Anderson looks to take a bite out of The Big Apple

Anderson looks to take a bite out of The Big Apple

When Ottawa Senators goaltender Craig Anderson stares down the ice Thursday night at Madison Square Garden to open the playoffs, he’ll be looking at the King of New York.

That would be Henrik Lundqvist, a top candidate to win the Vezina Trophy as the NHL’s top regular season netminder, the guy Anderson labels as “the backbone” to the New York Rangers success.

Beyond that, Lundqvist is Mr. GQ, stylish to a fault and with the good looks to match, making him the ideal poster boy in the Big Apple.

And now, on the eve of the playoffs, he has also become a Sports Illustrated cover boy, with the magazine suggesting that Lundqvist might be the only player capable of stopping the Pittsburgh Penguins run to another Stanley Cup. (For those who believe in superstitions, that might be a lucky break for the Senators, because the SI curse has haunted countless teams and athletes over the years).

Yet while Lundqvist is taking centre stage in the centre of the entertainment universe, Anderson has been allowed to rather quietly slip into New York, despite his 6-0-0 career record at Madison Square Garden.

Rather than being intimidated by the environment, Anderson is embracing it.

“It’s one of the best arenas in the history of hockey, the history of basketball and…concerts,” Anderson said following practice at Scotiabank Place Wednesday, before the team boarded its charter flight to New York. “I mean it’s New York City, it’s the central platform for everything. The fans are excited there. They bring energy. The building has a lot of history. When you’re walking through the city, you realize how much of an impact that arena has on that city.”

Anderson is ready for the rowdiness, saying the Senators have handled the heat in opposition rinks all season. The Senators were 21-14-6 on the road and 20-17-4 at home during the regular season.

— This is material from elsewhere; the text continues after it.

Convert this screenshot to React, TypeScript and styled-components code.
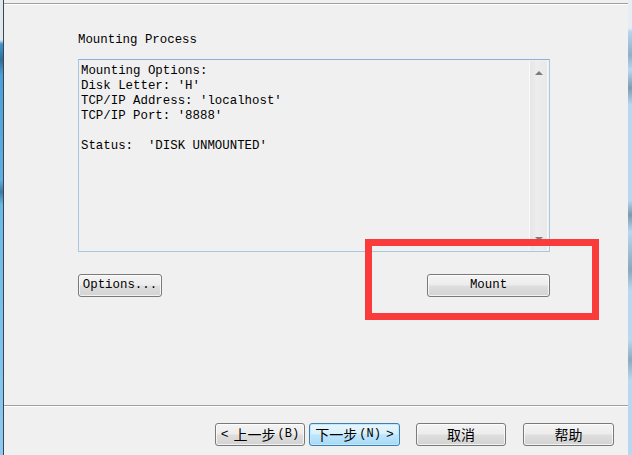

“Anything you can use to motivate you in a positive way, you’ve got to use,” he said. “There’s going to be a lot of Rangers fans, a lot of guys yelling at you. We kind of thrive on that. I think (Jason) Spezza was being yelled at by the Winnipeg fans (during a crucial 6-4 win on March 26) and all of a sudden, he toe-dragged four guys and passed it to (Kyle) Turris. I think we have a team that thrives off the energy in other buildings.”

In terms of a pure head-to-head match-up, Lundqvist’s numbers easily outshine those of Anderson. The Rangers goaltender finished third among NHL goalies in both save percentage (.930) and wins (39) and his goals against average of 1.97 was fourth in the league. Anderson sported a 2.84 average, .914 save percentage and had 33 wins, somewhat misleading because he missed a month due to his kitchen accident.

The Rangers, however, have embraced a defensive mentality, taking pride in blocking as many shots as possible and in grinding out low-scoring victories. The Senators are more comfortable with a run-and-gun style, confident that when the game ends, Anderson will have allowed one less goal than the opponent’s goalie.

“He’s an elite goaltender in this league that’s got a lot of experience and played real well for us all year,” said Spezza. “We feel that when he’s on top of the game, he’s as good as anyone in the league.”

Anderson’s playoff experience is limited and bitter-sweet. As the netminder for an overmatched Colorado Avalanche team in 2010, he lost a six-game series to the San Jose Sharks, a series which included a brilliant Anderson performance in a 1-0 overtime victory. Anderson says he’s not nearly as nervous as he was before that series.

Lundqvist, meanwhile, has a spotty playoff resume with the Rangers, sporting a 15-20 record with a 2.60 goals against average.

In order to beat him, Senators coach Paul MacLean believes the Senators have to crank up their battle level in order to fight through the Rangers tough defensive mindset, shooting as much as possible.

Generally speaking, Senators captain Daniel Alfredsson says he tries to find an edge by looking for “tendencies” of particular goaltenders and he knows Lundqvist well. The two won a Swedish Elite League title together with Frolunda during the 2004-05 lockout.

“If you get a chance, you’ve kind of already made up your mind about what you’re going to do, but other than that, I’ve got a few spots that I like to shoot at, if I’ve got time,” said Alfredsson, acknowledging that Lundqvist knows him, too. “I’m sure he does. If it was just one (spot), I would be worried. But now, he can try and guess.”

Anderson, meanwhile, is buoyed by having played well in his seven games since returning from cutting his finger and believes there’s a mutual respect between him and the players in front of him.

“My goal is to make the next save for the guys, to give them the confidence that they can play loose and not so uptight that they can’t make a mistake. Everybody is going to make mistakes and I want to make sure I’m there when they do make mistakes.”

Anderson also realizes he’s in a goaltending duel with the face of New York, but that hasn’t been an issue for him in the past.

“Lundqvist is a top tier goaltender in this league,” he said. “He has been the guy they’ve relied on, that gives them an opportunity every night. My goal is just to equal him or better him and give my team a chance to win.”